The salt and pepper noise image looks similar to the uniform noise image, yet augmenting training data only with salt and pepper noise has almost no effect on correctly classifying images corrupted with uniform noise. A possible explanation for this is that rather than learning to ignore noise like humans do, neural networks fit particular noise distributions and only become invariant to those they were trained on. This very important work by Geirhos et al. has sparked great interest in the research community to further understand the differences between human and computer vision. Perhaps by bridging this gap can improve both model interpretability and robustness. We’ll see if this is indeed the case later on, but we first describe one of the most fundamental differences in the features used by human vision for core object recognition, and computer vision for image classification.
Texture Bias
It has been observed by a follow up work by Geirhos et al., as well as work by Baker et al. that CNNs have a texture bias when making classifications. This means that an outline of a teapot filled in with the texture of a golf ball will be classified as a golf ball. If the goal is to identify various fabrics or materials in an image such as when summarizing the properties of clothing images, this behaviour is actually desired. However, for classification, it could lead to classifying an image of a car with an unusual paint job as grass for example. The fact that humans are biased towards using shape when making classifications is not merely an intuitive speculation, rather it is the result of thorough, controlled experiment. Participants were presented with so called cue-conflict images which were created by applying style transfer on ImageNet images so that they have a desired texture. However, the shape information is preserved. Such images look similar to the ones below taken from the work by Baker et al.
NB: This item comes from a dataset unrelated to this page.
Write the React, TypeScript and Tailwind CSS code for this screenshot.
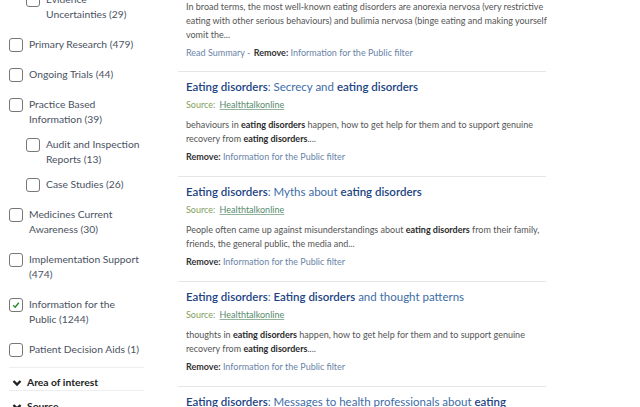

They were then asked to pick from a set of 16 classes for each image. Most of the time, the participants chose the class corresponding to the shape of the main object in the image, rather than the overlaid texture. The authors then proposed that perhaps encouraging models to have a similar behaviour bias to humans would have other added benefits of human vision such as corruption robustness. To achieve this preferred shape bias, they created a new dataset called Stylized ImageNet (SIN) which was obtained by applying AdaIn style transfer from a dataset of paintings to ImageNet. This causes texture to be an unreliable feature for classification since images of the same class will have random textures depending on the stylization used. SIN is a more difficult dataset to classify as shown by the fact that a model trained and evaluated on ImageNet achieves 92.9% accuracy, but when evaluated on SIN it only achieves 16.4% accuracy. Conversely, a model trained and evaluated on SIN achieves 79% accuracy, and when evaluated on ImageNet has 82.6% accuracy. A SIN-trained model has a shape-bias much more similar to that of humans, suggesting that the ability to classify stylized images is not achieved by remembering every style, rather by using shape. Even more important is the increased robustness to corruptions that was obtained by training on SIN. Except for two particular corruption types, robustness to all other considered corruptions was improved as a result of increased shape bias.
Adversarial Training
When adversarial training is used to explicitly make models robust against adversarial examples, the visualized gradients use features that are more aligned with human vision. Is this true for SIN-trained models? Do the gradient visualizations reflect the aforementioned shape bias? Fortunately these models are available online, so the heavy lifting has been done, and just the gradient visualization remains. As you can see below, there is a very slight difference between the gradients of a ResNet trained on ImageNet, and one trained on SIN, but nothing like what is obtained via adversarial training. This finding shows that the links between interpretability, corruption robustness, and behavioural biases are not yet understood. Moreover, the adversarial robustness of SIN-trained models has not been thoroughly characterized yet, though a simple FGS attack reveals no significant difference between ImageNet and SIN-trained models with the former having an accuracy of 12.1% and the latter 14.3% on a subset of 1000 ImageNet validation images.
So if gradient visualizations do not reveal a clear benefit of training on SIN, what else can be done to bridge the gap between human and computer vision? Perhaps mimicking behavioural biases that humans have is not sufficient. Additionally, human vision is multitask and can perform object tracking, segmentation, classification, etc. This reveals a possible issue with how vision models are currently being trained as silos for just one task of interest. If CNNs or other architectures are to exhibit the same properties we as humans take for granted, they will likely achieve this goal faster if trained in a multitask way leveraging several sources of supervision. Indeed, the limits of deep learning in domains such as language understanding have almost been reached as researchers realize that reasoning about the sizes and shapes of objects is very difficult when learning from text only. Combining multiple tasks together is a small but perhaps necessary step in addressing the most obvious differences between human and computer vision. However, there will likely be a long way to go even after this step considering how prevalent adversarial examples are even though researchers have been tying to defend against them for the past 6 years.